Data records:
=-=-=-=-=
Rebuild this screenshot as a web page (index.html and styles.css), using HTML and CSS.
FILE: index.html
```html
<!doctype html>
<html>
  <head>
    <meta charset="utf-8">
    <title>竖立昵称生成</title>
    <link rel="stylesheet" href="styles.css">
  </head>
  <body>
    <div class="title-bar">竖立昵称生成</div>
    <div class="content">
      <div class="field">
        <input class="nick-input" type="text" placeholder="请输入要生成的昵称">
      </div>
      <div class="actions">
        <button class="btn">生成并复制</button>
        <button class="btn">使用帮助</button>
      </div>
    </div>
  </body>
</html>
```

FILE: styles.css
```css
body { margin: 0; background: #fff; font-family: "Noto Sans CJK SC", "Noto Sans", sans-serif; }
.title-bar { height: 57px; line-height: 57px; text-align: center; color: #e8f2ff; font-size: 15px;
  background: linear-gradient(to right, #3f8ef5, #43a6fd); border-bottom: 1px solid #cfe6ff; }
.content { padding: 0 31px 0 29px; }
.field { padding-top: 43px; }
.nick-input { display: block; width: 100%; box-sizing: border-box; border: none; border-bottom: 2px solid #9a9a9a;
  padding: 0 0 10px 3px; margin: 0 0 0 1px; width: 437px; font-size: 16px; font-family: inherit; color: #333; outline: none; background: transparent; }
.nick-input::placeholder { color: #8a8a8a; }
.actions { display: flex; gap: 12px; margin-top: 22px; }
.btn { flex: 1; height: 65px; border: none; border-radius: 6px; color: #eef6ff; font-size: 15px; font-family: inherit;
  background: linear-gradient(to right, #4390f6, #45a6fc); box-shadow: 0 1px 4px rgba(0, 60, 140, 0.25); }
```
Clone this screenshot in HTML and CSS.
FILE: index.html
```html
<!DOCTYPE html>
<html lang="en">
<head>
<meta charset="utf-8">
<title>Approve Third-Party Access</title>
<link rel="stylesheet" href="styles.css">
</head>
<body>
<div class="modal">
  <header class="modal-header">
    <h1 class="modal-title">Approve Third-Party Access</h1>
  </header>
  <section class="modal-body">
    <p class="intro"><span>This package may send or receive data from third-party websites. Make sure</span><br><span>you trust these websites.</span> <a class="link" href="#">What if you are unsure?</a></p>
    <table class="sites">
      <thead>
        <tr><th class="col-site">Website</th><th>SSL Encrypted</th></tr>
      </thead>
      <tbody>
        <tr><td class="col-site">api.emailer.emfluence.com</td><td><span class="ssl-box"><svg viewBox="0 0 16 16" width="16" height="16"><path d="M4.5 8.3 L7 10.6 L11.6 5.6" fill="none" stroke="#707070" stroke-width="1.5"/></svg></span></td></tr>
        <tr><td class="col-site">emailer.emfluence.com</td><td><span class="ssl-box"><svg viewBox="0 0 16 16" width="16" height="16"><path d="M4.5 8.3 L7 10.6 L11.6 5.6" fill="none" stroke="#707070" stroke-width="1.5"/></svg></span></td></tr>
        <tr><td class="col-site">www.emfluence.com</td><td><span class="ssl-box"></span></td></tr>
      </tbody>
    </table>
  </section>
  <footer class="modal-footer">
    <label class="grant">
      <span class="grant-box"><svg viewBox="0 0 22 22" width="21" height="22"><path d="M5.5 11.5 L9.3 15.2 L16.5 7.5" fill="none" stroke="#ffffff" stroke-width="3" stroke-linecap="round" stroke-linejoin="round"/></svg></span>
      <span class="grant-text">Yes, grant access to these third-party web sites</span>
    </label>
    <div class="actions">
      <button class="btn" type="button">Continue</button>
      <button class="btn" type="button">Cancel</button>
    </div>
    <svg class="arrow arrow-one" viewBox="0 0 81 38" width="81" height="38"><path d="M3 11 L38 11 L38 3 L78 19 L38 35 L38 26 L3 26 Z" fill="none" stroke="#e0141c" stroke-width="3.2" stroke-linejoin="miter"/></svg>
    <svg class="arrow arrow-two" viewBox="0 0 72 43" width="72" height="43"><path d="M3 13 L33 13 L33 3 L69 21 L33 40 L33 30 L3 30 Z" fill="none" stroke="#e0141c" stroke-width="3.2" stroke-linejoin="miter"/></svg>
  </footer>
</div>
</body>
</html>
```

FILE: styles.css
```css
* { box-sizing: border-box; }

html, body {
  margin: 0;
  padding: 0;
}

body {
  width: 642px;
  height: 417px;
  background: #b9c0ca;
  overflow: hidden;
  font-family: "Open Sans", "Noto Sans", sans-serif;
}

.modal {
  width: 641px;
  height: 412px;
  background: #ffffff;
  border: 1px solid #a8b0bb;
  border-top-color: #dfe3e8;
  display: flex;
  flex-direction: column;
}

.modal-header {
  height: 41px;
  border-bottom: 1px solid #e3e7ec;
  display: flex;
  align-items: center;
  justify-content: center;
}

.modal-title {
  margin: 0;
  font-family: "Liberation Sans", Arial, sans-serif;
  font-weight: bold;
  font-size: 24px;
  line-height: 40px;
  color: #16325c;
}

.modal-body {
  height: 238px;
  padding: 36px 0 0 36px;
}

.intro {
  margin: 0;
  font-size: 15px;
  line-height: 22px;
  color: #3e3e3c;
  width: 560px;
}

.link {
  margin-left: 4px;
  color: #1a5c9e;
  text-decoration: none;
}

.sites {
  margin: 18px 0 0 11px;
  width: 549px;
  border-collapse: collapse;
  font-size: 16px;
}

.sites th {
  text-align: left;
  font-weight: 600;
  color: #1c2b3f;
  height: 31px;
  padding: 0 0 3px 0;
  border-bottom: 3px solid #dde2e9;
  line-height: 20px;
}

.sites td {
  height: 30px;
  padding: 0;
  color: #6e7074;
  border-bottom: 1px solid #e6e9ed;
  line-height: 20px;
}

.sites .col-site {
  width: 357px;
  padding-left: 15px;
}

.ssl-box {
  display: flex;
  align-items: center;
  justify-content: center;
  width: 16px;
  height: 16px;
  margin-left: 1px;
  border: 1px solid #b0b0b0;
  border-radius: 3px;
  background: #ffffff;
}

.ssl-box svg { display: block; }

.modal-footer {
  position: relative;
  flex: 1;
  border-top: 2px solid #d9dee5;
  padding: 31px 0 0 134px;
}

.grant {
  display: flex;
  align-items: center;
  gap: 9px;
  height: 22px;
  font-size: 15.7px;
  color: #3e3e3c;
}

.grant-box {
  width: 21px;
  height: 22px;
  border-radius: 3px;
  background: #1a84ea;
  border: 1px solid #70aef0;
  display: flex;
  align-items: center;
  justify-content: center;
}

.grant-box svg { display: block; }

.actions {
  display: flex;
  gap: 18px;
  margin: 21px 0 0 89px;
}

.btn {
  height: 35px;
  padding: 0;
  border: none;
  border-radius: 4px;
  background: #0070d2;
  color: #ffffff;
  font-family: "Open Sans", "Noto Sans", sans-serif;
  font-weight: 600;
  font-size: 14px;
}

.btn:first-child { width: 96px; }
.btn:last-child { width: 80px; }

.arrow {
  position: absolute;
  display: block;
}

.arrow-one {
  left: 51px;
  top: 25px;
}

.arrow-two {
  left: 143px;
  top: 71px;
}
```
=-=-=-=-=
# What this task involves:
Lines that include the word "screenshot" — how many are there in the data? Answer with the number alone.

# Response to this exercise:
2